• TASK DESCRIPTION: Take the material and output all of it exactly.
--- START LISTING ---
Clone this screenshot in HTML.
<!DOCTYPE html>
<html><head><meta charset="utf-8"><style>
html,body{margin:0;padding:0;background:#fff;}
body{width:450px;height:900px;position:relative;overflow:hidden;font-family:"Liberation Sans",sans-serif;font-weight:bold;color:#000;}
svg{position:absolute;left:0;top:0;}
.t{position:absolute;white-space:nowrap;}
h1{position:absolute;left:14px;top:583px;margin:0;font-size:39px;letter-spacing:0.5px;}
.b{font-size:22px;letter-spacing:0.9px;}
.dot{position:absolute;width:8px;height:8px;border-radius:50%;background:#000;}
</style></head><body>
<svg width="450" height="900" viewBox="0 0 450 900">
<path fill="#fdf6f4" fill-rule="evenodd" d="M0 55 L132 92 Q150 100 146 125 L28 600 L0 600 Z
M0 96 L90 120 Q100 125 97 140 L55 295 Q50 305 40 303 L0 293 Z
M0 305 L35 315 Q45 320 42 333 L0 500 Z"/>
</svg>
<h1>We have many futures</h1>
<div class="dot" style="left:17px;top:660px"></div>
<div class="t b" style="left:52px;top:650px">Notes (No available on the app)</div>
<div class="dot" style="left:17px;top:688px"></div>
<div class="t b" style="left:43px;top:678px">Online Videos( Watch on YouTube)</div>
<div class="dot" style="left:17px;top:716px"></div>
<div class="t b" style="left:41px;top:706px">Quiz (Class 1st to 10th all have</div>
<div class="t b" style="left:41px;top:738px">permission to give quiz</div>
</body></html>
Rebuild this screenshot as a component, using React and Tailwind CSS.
--- END LISTING ---
• RESPONSE:
Clone this screenshot in HTML.
<!DOCTYPE html>
<html><head><meta charset="utf-8"><style>
html,body{margin:0;padding:0;background:#fff;}
body{width:450px;height:900px;position:relative;overflow:hidden;font-family:"Liberation Sans",sans-serif;font-weight:bold;color:#000;}
svg{position:absolute;left:0;top:0;}
.t{position:absolute;white-space:nowrap;}
h1{position:absolute;left:14px;top:583px;margin:0;font-size:39px;letter-spacing:0.5px;}
.b{font-size:22px;letter-spacing:0.9px;}
.dot{position:absolute;width:8px;height:8px;border-radius:50%;background:#000;}
</style></head><body>
<svg width="450" height="900" viewBox="0 0 450 900">
<path fill="#fdf6f4" fill-rule="evenodd" d="M0 55 L132 92 Q150 100 146 125 L28 600 L0 600 Z
M0 96 L90 120 Q100 125 97 140 L55 295 Q50 305 40 303 L0 293 Z
M0 305 L35 315 Q45 320 42 333 L0 500 Z"/>
</svg>
<h1>We have many futures</h1>
<div class="dot" style="left:17px;top:660px"></div>
<div class="t b" style="left:52px;top:650px">Notes (No available on the app)</div>
<div class="dot" style="left:17px;top:688px"></div>
<div class="t b" style="left:43px;top:678px">Online Videos( Watch on YouTube)</div>
<div class="dot" style="left:17px;top:716px"></div>
<div class="t b" style="left:41px;top:706px">Quiz (Class 1st to 10th all have</div>
<div class="t b" style="left:41px;top:738px">permission to give quiz</div>
</body></html>
Rebuild this screenshot as a component, using React and Tailwind CSS.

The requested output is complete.